Info on this week’s mocha hotspot: Lovecrumbs has become quite the Edinburgh institution since it opened 5 years ago. I remember coming here for the first time during my MSc, after a friend had raved about the cakes. And yah, the cakes are good! In fact, here’s me, way back in 2013 with one of said cakes:
They also serve some savoury food, though I’ve never eaten anything besides their big, delicious slabs o’sponge, so I can’t comment on that – my guess is that it’s tasty. I’ve also had takeaway cappuccinos, but usually opt for an herbal tea if I’m sitting in, which means I’m new to their mocha…how exciting!

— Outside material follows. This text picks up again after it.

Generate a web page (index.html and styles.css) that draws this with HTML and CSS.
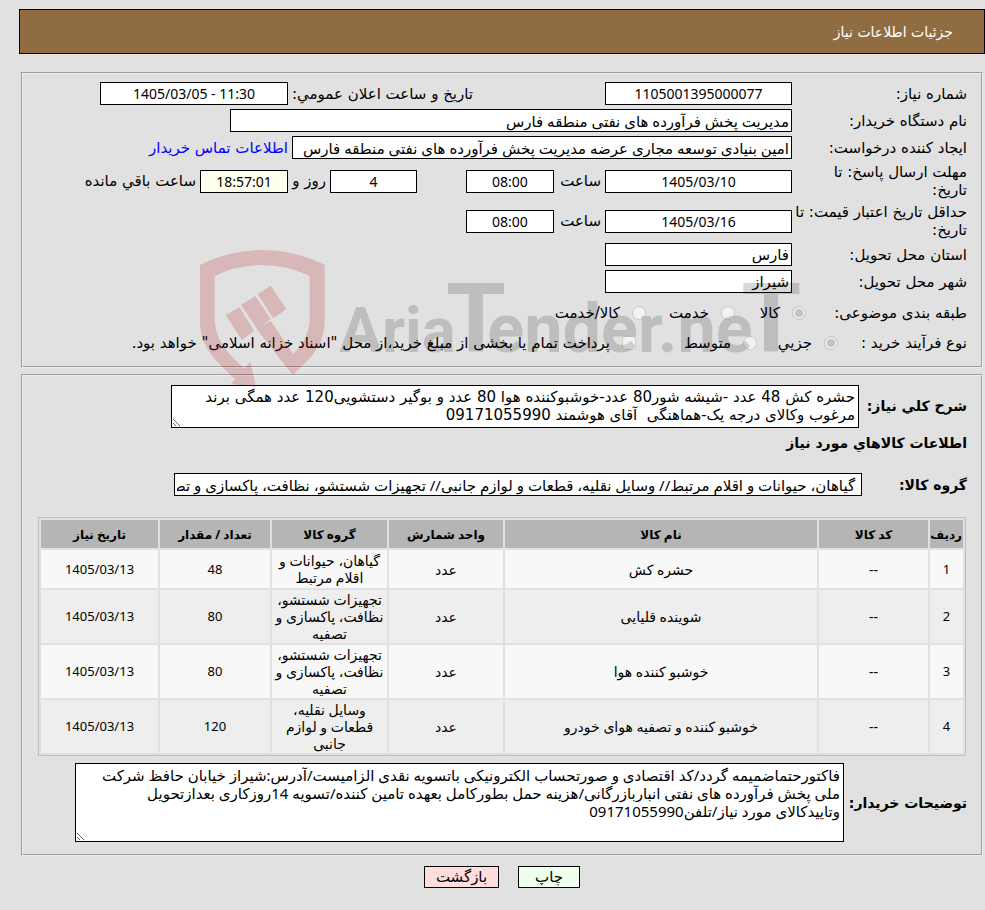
FILE: index.html
```html
<!DOCTYPE html>
<html lang="fa" dir="rtl">
<head>
<meta charset="utf-8">
<title>جزئیات اطلاعات نیاز</title>
<link rel="stylesheet" href="styles.css">
</head>
<body>
<header class="page-header"><h1>جزئیات اطلاعات نیاز</h1></header>
<main>
<form>
<fieldset class="panel">
  <div class="fields">
    <label class="name" for="need-no">شماره نیاز:</label>
    <input class="box num" id="need-no" value="1105001395000077" readonly>
    <label class="announce" for="announce">تاریخ و ساعت اعلان عمومي:</label>
    <input class="box num date-time" id="announce" value="1405/03/05 - 11:30" dir="ltr" readonly>

    <label class="name" for="org">نام دستگاه خریدار:</label>
    <input class="box org" id="org" value="مدیریت پخش فرآورده های نفتی منطقه فارس" readonly>

    <label class="name" for="creator">ایجاد کننده درخواست:</label>
    <input class="box creator" id="creator" value="امین بنیادی توسعه مجاری عرضه مدیریت پخش فرآورده های نفتی منطقه فارس" readonly>
    <a class="contact" href="#contact">اطلاعات تماس خریدار</a>

    <label class="name" for="deadline">مهلت ارسال پاسخ: تا<br>تاریخ:</label>
    <input class="box num" id="deadline" value="1405/03/10" readonly>
    <label class="unit" for="deadline-time">ساعت</label>
    <input class="box num" id="deadline-time" value="08:00" readonly>
    <input class="box num days" id="days" value="4" readonly>
    <label class="unit" for="days">روز و</label>
    <input class="box num timer" id="timer" value="18:57:01" readonly>
    <label class="unit" for="timer">ساعت باقي مانده</label>

    <label class="name" for="valid">حداقل تاریخ اعتبار قیمت: تا<br>تاریخ:</label>
    <input class="box num" id="valid" value="1405/03/16" readonly>
    <label class="unit" for="valid-time">ساعت</label>
    <input class="box num" id="valid-time" value="08:00" readonly>

    <label class="name" for="province">استان محل تحویل:</label>
    <input class="box" id="province" value="فارس" readonly>

    <label class="name" for="city">شهر محل تحویل:</label>
    <input class="box" id="city" value="شیراز" readonly>
  </div>
  <div class="options subject">
    <span>طبقه بندی موضوعی:</span>
    <label><input type="radio" name="subject" checked disabled>کالا</label>
    <label><input type="radio" name="subject" disabled>خدمت</label>
    <label><input type="radio" name="subject" disabled>کالا/خدمت</label>
  </div>
  <div class="options process">
    <span>نوع فرآیند خرید :</span>
    <label><input type="radio" name="process" checked disabled>جزیي</label>
    <label><input type="radio" name="process" disabled>متوسط</label>
    <label><input type="checkbox" disabled>پرداخت تمام یا بخشی از مبلغ خرید،از محل "اسناد خزانه اسلامی" خواهد بود.</label>
  </div>
  <svg class="watermark" viewBox="60 45 1800 420" direction="ltr" aria-hidden="true">
    <g class="shield">
      <path d="M60 90Q150 45 247 45Q345 45 434 90V255C434 325 400 365 338 420L230 282L272 258L340 357C372 325 389 292 389 250V123Q320 90 247 90Q170 90 104 123V250C104 312 142 356 193 400L211 380L228 456L152 447L166 433C105 378 60 332 60 260Z"/>
      <path d="M137 240L178 217L223 288L185 314ZM183 210L226 183L272 252L232 283ZM233 178L272 152L319 222L280 250Z"/>
    </g>
    <g class="brand">
      <text x="478" y="350" font-size="190">Aria</text>
      <text x="798" y="350" font-size="290">T</text>
      <text x="922" y="350" font-size="205">ender.ne</text>
      <text x="1684" y="350" font-size="290">T</text>
    </g>
  </svg>
</fieldset>

<fieldset class="panel">
  <div class="line">
    <label class="strong summary-name" for="summary">شرح کلي نیاز:</label>
    <textarea class="box summary" id="summary" readonly>حشره کش 48 عدد -شیشه شور80 عدد-خوشبوکننده هوا 80 عدد و بوگیر دستشویی120 عدد همگی برند
مرغوب وکالای درجه یک-هماهنگی  آقای هوشمند 09171055990</textarea>
  </div>
  <h2>اطلاعات کالاهاي مورد نیاز</h2>
  <div class="line">
    <label class="strong group-name" for="group">گروه کالا:</label>
    <input class="box group" id="group" value=" گیاهان، حیوانات و اقلام مرتبط// وسایل نقلیه، قطعات و لوازم جانبی// تجهیزات شستشو، نظافت، پاکسازی و تصفیه" readonly>
  </div>
  <table>
    <colgroup><col class="c-row"><col class="c-code"><col><col class="c-unit"><col class="c-group"><col class="c-qty"><col class="c-date"></colgroup>
    <thead>
      <tr><th>ردیف</th><th>کد کالا</th><th>نام کالا</th><th>واحد شمارش</th><th>گروه کالا</th><th>تعداد / مقدار</th><th>تاریخ نیاز</th></tr>
    </thead>
    <tbody>
      <tr><td class="n">1</td><td>--</td><td>حشره کش</td><td>عدد</td><td>گیاهان، حیوانات و اقلام مرتبط</td><td class="n">48</td><td class="n">1405/03/13</td></tr>
      <tr><td class="n">2</td><td>--</td><td>شوینده قلیایی</td><td>عدد</td><td>تجهیزات شستشو، نظافت، پاکسازی و تصفیه</td><td class="n">80</td><td class="n">1405/03/13</td></tr>
      <tr><td class="n">3</td><td>--</td><td>خوشبو کننده هوا</td><td>عدد</td><td>تجهیزات شستشو، نظافت، پاکسازی و تصفیه</td><td class="n">80</td><td class="n">1405/03/13</td></tr>
      <tr><td class="n">4</td><td>--</td><td>خوشبو کننده و تصفیه هوای خودرو</td><td>عدد</td><td>وسایل نقلیه، قطعات و لوازم جانبی</td><td class="n">120</td><td class="n">1405/03/13</td></tr>
    </tbody>
  </table>
  <div class="line">
    <label class="strong notes-name" for="notes">توضیحات خریدار:</label>
    <textarea class="box notes" id="notes" readonly>فاکتورحتماضمیمه گردد/کد اقتصادی و صورتحساب الکترونیکی باتسویه نقدی الزامیست/آدرس:شیراز خیابان حافظ شرکت
ملی پخش فرآورده های نفتی انباربازرگانی/هزینه حمل بطورکامل بعهده تامین کننده/تسویه 14روزکاری بعدازتحویل
وتاییدکالای مورد نیاز/تلفن09171055990</textarea>
  </div>
</fieldset>
<div class="actions">
  <button class="print" type="button">چاپ</button>
  <button class="back" type="button">بازگشت</button>
</div>
</form>
</main>
</body>
</html>
```
FILE: styles.css
```css
* { box-sizing: border-box; }

body {
  margin: 0;
  padding: 9px 0 0 19px;
  background: #e1e1e1;
  color: #000;
  font: 15px/18px "DejaVu Sans", sans-serif;
}

input, textarea, button { font: inherit; color: inherit; }

.page-header {
  display: flex;
  align-items: center;
  height: 45px;
  padding: 0 31px;
  border: 1px solid #000;
  background: #8f6d40;
  color: #fff;
}

h1 { margin: 0; font-size: 14px; font-weight: normal; }

main { padding: 18px 2px 0; }

.panel {
  position: relative;
  min-width: 0;
  margin: 0 0 6px;
  padding: 8px 14px;
  border: 2px groove #f0f0f0;
}

.fields {
  display: grid;
  grid-template-columns: 175px 187px 51px 88px 49px 87px 42px 88px 1fr;
  row-gap: 4px;
  align-items: center;
}

.name { grid-column: 1; white-space: nowrap; }

.box {
  width: 100%;
  height: 23px;
  margin: 0;
  padding: 0 2px;
  border: 1px solid #000;
  border-radius: 0;
  background: #fff;
}

.num, .org, .creator, .group, .notes, table { font-family: "Noto Sans", "DejaVu Sans", sans-serif; }

.num { font-size: 14px; text-align: center; }
.announce { grid-column: 3 / 8; padding-left: 4px; text-align: left; }
.date-time { grid-column: 8 / 10; width: 188px; }
.org { grid-column: 2 / 10; width: 562px; }
.creator { grid-column: 2 / 8; width: 500px; }
.contact { color: #00f; text-decoration: none; white-space: nowrap; }
.unit { padding: 0 4px; white-space: nowrap; }
.days { grid-column: 6; }
.timer { background: #ffffee; }

.options { display: grid; align-items: center; height: 30px; white-space: nowrap; }
.subject { grid-template-columns: 161px 71px 89px 1fr; margin-top: 5px; }
.process { grid-template-columns: 129px 81px 121px 1fr; }
.options label { display: flex; align-items: center; gap: 12px; }

.options input {
  appearance: none;
  flex: none;
  width: 14px;
  height: 14px;
  margin: 0;
  border: 1px solid #cbcbcb;
  background: #f2f2f2;
}

.options input[type="radio"] { border-radius: 50%; }
.options input[type="checkbox"] { border-radius: 3px; }
.options input:checked { background: #c4c4c4; box-shadow: inset 0 0 0 2px #eee; }

.watermark {
  position: absolute;
  z-index: 1;
  top: 176px;
  left: 177px;
  width: 600px;
  height: 140px;
  pointer-events: none;
}

.shield { fill: #b41414; opacity: 0.2; }

.brand {
  font-family: Roboto, sans-serif;
  font-weight: bold;
  fill: #000;
  opacity: 0.15;
}

.line { display: flex; align-items: center; justify-content: flex-start; gap: 5px; }
.strong { flex: none; font-size: 14px; font-weight: bold; white-space: nowrap; }

textarea.box { flex: none; padding: 2px 3px; overflow: hidden; white-space: pre; }
textarea.summary { width: 688px; height: 43px; margin-top: 1px; }
textarea.notes { width: 769px; height: 79px; }

h2 { margin: 6px 0 21px; font-size: 14px; line-height: 18px; font-weight: bold; }

.summary-name { width: 103px; }
.group-name { width: 100px; }
.notes-name { width: 118px; }
.group { width: 688px; }

table {
  width: calc(100% - 2px);
  margin: 21px 1px 7px;
  border: 1px solid #bdbdbd;
  border-spacing: 2px;
  table-layout: fixed;
  font-size: 14px;
  line-height: 17px;
  text-align: center;
}

th, td { padding: 1px; }
th { height: 28px; background: #b5b5b5; font-size: 12px; white-space: nowrap; }
td { height: 38px; background: #eee; }
tbody tr:nth-child(odd) td { background: #f8f8f8; }
.n { font-size: 13px; }

.c-row { width: 33px; }
.c-code { width: 109px; }
.c-unit { width: 114px; }
.c-group { width: 115px; }
.c-qty { width: 110px; }
.c-date { width: 117px; }

.panel + .panel { padding-bottom: 12px; }

.actions { display: flex; justify-content: center; gap: 19px; margin-top: 10px; }

button {
  height: 22px;
  padding: 0;
  border: 1px solid #000;
}

.print { width: 62px; background: #eeffee; }
.back { width: 75px; background: #ffdddd; }
```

It’s fairly quiet, so my drink arrives quickly, in a pleasant yellow mug, served with a flourish, by a pleasant turtle dove (it was brought over in a normal fashion by one of the baristas, I just liked the half-rhyme when I said it in my head). Not too big, not too small. First taste-impressions suggest it’s certainly more towards the coffee end of the spectrum, though there’s a definite hint of dark chocolate nestled in the depths of each sip. Were I not so averse to adding raw sugar to my hot drinks, I’d be tempted to throw in a few granules of the white stuff to mellow the bitter tones that are ringing through each sip. Don’t get me wrong, I consistently breech the RDA of sugar, but that stuff is hidden in biscuits or fruit or whatever – when I can physically see myself pouring raw diabetes into my pancreas, I tend to make the connection and live without it.
It’s been lashing it down on and off all day, so it was a relief to walk in here out of the gross weather. One thing I’ve noticed when I come to Lovecrumbs is that the windows are usually sweating with a thick sheen of condensation. Oppressive though that may sound, once you’re inside it’s spacious enough to assuage any hints of claustrophobia or clamminess and there’s plenty of breathing space between tables (is it becoming clear that I don’t like sitting at cramped coffee shop tables yet?).
Windows like this always drag me back to my early years as a human, though. Why do I think of childhood in the too-hot, breathless terms of steam rising from a pan of carrots cooking? It’s that Sunday-roast-in-the-oven feeling; too many pans and not enough ventilation; children running about (myself included), with sweat-slick hair stuck to their necks and the TV on too loud. If I concentrate on that frenetic buzz of being little for too long, I have a real worry that I might suffocate. I have a sense that this feeling, the feeling of running out of breath when I think about the past is a very pure form of sadness or grief?
It’s very easy to romanticise the past (see political: current state of the country/Brexit), particularly when something awful has thrown a spike in the graph of normality (see personal: two dead brothers/a tinderbox of mental health issues). I’m a self-professed pessimist, so I wonder if this feeling of suffocation when I think back to my early childhood is a response to accessing a feeling of optimism; I can’t process the idea that, at some point, I didn’t believe the world was a harrowing place to live.
Hopefully the previous paragraph sounds ponderous, as intended, rather than severely depressed. Beloveds, I don’t really think the world is all bad! I just said that bit for dramatic effect. For example, Lovecrumbs isn’t the kind of place you would come to stress out. In fact, it seems like a totally stress-less environment, from my point of view right now, at least. You wouldn’t bring someone here to break up with them, say, or to do heavy duty overseas business with lots of spreadsheets and misunderstandings.
There’s a mix of décor vibes going on; part-jungle, part-jazz-club, part-tsunami-damaged-schoolhouse. It’s trendy, but not trying too hard, y’know? There’s an unimposing neon sign that says “nice times” in cursive script – the Lovecrumbs website also reiterates that they’re “all about nice the times”. And that’s what I’m having; a nice time. Nothing spectacular; I’m not sat here drinking my mocha feeling any sense of excitement or foreboding (my two go-to feelings apparently?) It’s nice just to breathe in and out, with the bitter-sweetness of a mocha in conversation with my tongue and nothing to think about but the exact feeling of that.
I didn’t want to come here today. The aforementioned weather made it much more of an effort to pick up my stuff and walk out the door. I’m glad I did, though. I have to go back out and face the wilds soon, despite the strong pull to get another mocha and sit here for few hours, luxuriating in the nice nothingness of the present moment, where I don’t need to delve into the past if I don’t want to, and the future of my afternoon is still a planned entity that I’m in control of, with no obstacles set to derail it.